WHAT IS BEING ASKED>
Where a line contains the word "React", copy that line in full.

Start of MATERIAL FOR THE TASK

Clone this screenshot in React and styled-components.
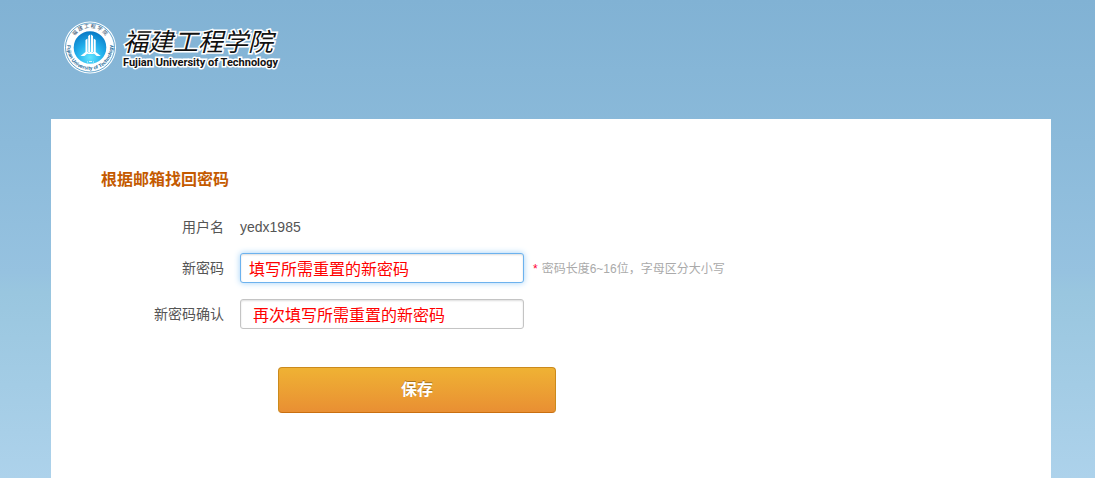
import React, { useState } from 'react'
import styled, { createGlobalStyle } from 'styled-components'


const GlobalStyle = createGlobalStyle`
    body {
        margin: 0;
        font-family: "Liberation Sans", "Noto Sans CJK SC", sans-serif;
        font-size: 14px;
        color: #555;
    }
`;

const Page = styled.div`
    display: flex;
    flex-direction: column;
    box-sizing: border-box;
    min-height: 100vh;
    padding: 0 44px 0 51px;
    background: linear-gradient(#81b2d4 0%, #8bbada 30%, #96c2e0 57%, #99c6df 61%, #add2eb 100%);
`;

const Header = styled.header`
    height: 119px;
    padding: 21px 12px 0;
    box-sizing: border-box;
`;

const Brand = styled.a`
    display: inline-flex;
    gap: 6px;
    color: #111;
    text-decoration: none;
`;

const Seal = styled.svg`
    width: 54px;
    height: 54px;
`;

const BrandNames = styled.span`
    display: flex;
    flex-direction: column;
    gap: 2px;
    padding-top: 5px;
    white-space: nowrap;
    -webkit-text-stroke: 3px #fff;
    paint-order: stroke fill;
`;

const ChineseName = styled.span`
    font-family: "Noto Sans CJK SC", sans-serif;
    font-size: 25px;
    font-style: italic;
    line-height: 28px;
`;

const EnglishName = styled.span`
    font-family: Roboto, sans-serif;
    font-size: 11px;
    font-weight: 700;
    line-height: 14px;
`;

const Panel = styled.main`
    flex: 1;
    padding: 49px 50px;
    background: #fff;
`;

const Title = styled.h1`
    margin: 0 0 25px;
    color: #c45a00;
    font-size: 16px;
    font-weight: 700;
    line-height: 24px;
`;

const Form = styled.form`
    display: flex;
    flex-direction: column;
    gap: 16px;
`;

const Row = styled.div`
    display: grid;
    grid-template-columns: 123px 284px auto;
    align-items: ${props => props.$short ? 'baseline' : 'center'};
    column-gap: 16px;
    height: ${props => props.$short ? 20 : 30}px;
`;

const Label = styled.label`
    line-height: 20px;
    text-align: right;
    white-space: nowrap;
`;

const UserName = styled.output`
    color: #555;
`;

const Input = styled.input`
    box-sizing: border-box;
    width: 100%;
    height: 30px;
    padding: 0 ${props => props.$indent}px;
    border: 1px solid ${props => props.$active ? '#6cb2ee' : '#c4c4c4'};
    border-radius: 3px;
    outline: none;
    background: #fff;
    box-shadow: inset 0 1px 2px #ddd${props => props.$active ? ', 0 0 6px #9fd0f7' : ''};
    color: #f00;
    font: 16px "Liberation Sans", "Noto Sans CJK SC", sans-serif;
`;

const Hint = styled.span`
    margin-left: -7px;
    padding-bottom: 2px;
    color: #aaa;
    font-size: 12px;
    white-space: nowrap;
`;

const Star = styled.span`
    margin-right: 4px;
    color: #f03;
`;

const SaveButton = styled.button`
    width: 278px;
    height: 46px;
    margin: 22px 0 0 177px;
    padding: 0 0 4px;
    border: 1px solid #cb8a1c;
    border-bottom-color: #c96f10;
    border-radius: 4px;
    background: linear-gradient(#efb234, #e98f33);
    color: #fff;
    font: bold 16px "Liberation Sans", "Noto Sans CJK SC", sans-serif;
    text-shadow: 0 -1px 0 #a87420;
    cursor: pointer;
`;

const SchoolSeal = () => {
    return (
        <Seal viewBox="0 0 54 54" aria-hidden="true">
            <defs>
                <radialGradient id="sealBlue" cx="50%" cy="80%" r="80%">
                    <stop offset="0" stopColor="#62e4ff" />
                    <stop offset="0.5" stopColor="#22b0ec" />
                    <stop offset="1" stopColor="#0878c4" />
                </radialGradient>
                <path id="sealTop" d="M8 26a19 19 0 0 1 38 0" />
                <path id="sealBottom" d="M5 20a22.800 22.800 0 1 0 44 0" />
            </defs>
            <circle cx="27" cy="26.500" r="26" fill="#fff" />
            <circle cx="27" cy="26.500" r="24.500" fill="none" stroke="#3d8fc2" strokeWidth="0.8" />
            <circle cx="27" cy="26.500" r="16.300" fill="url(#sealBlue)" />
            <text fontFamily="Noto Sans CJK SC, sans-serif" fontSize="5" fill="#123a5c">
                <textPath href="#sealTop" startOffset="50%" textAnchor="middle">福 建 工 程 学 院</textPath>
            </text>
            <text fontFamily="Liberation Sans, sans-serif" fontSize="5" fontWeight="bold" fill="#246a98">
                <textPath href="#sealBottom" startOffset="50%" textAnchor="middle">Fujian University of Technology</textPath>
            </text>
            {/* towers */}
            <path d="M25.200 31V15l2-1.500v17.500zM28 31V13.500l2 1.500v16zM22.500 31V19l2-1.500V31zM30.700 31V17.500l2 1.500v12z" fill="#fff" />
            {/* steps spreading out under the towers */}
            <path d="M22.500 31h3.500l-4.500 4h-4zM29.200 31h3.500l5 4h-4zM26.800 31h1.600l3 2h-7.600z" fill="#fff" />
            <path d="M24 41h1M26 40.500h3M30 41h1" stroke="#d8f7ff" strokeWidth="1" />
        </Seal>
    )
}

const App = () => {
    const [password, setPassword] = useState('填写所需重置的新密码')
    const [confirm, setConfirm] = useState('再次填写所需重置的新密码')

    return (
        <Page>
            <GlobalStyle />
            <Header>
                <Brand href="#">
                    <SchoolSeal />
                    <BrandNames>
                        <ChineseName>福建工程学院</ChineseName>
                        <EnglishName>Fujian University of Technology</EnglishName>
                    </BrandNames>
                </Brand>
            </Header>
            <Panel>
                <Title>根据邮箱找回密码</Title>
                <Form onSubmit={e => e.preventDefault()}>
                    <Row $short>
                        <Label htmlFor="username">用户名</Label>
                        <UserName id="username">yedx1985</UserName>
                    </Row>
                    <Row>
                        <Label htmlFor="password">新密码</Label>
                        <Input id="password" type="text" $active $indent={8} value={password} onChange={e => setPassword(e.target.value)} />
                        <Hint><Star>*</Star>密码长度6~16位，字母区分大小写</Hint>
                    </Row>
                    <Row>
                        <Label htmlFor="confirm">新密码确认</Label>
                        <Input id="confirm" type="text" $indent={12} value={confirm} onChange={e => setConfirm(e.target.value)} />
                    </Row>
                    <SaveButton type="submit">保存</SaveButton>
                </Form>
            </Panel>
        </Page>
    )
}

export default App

End of MATERIAL FOR THE TASK
Start of MATERIAL FOR THE TASK

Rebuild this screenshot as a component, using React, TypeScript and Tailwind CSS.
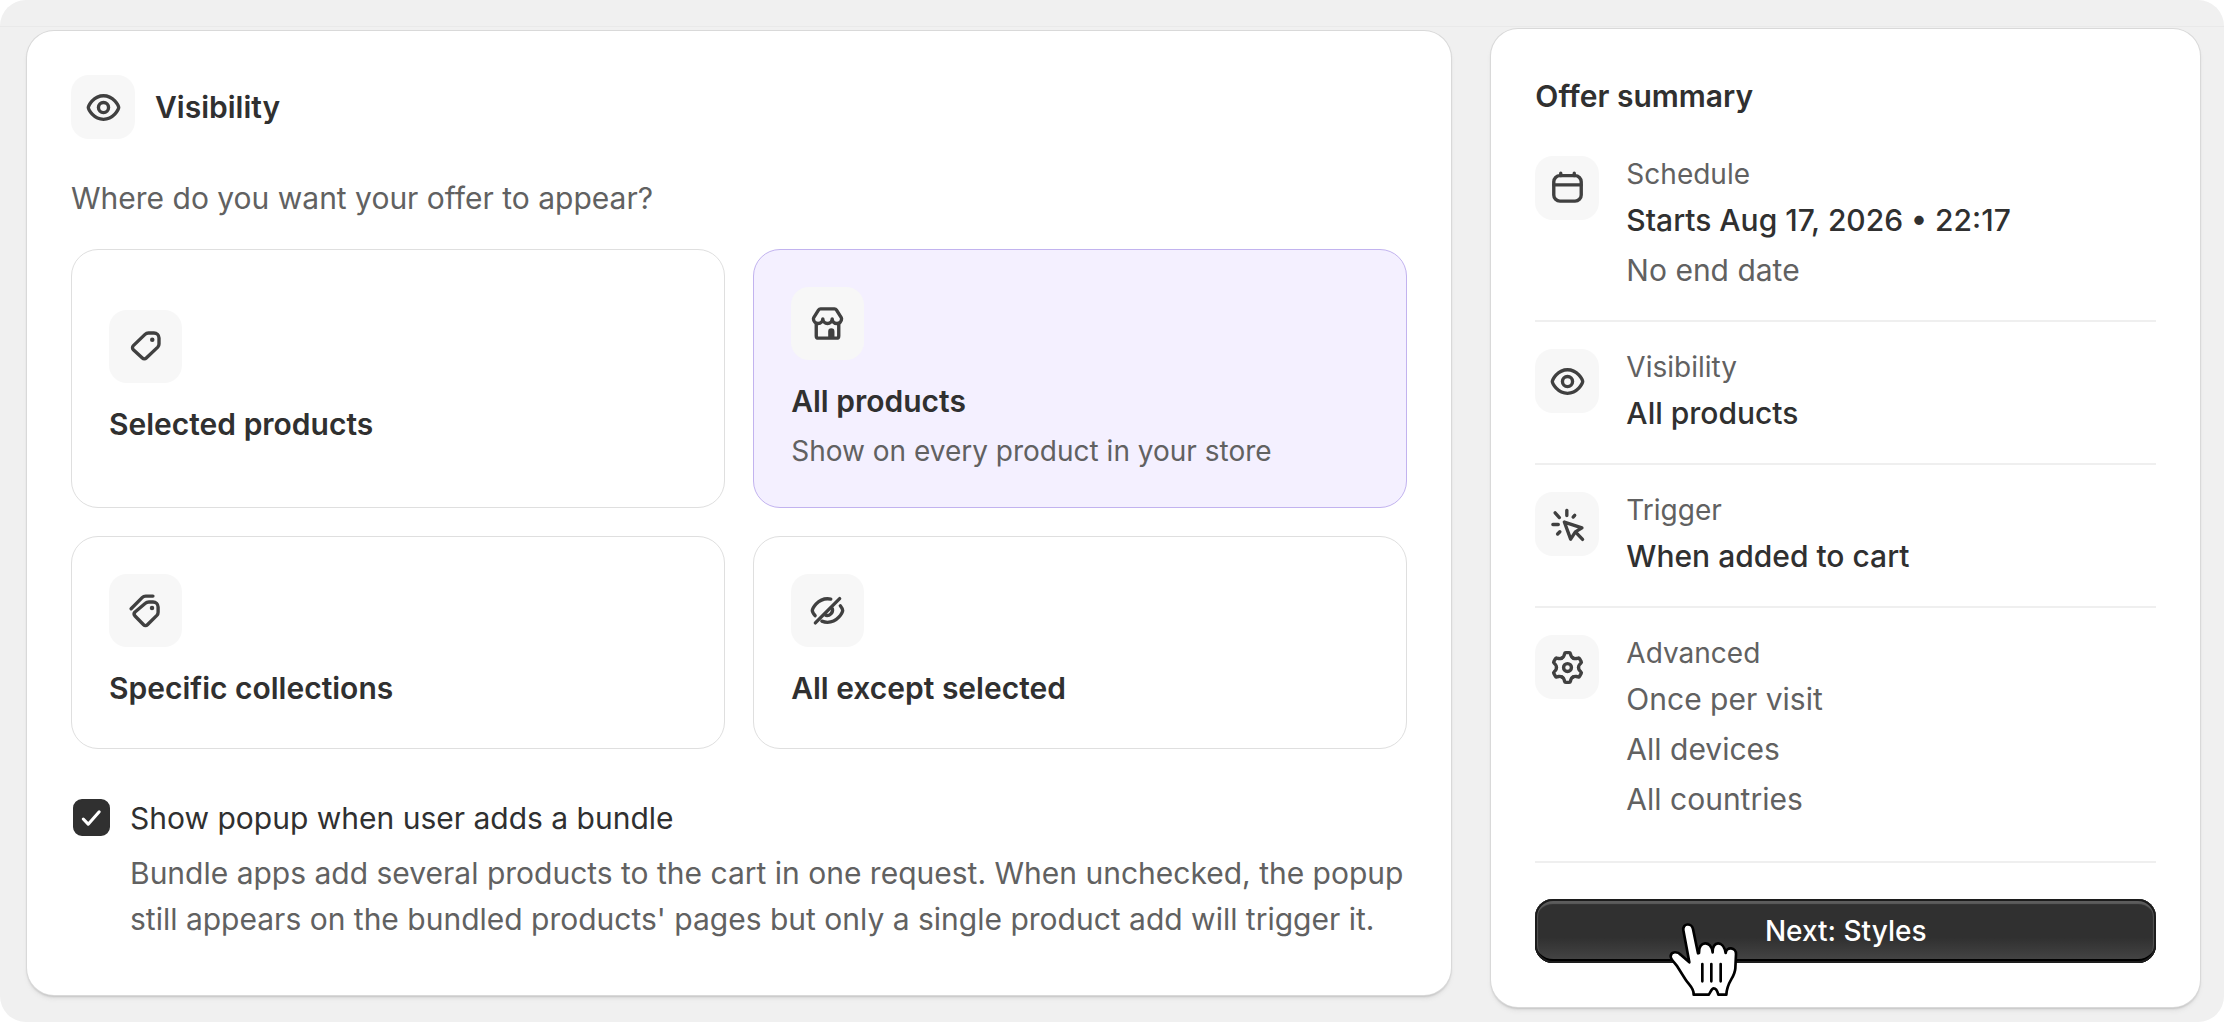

End of MATERIAL FOR THE TASK

ANSWER FOR THE TASK>
Clone this screenshot in React and styled-components.
import React, { useState } from 'react'
Rebuild this screenshot as a component, using React, TypeScript and Tailwind CSS.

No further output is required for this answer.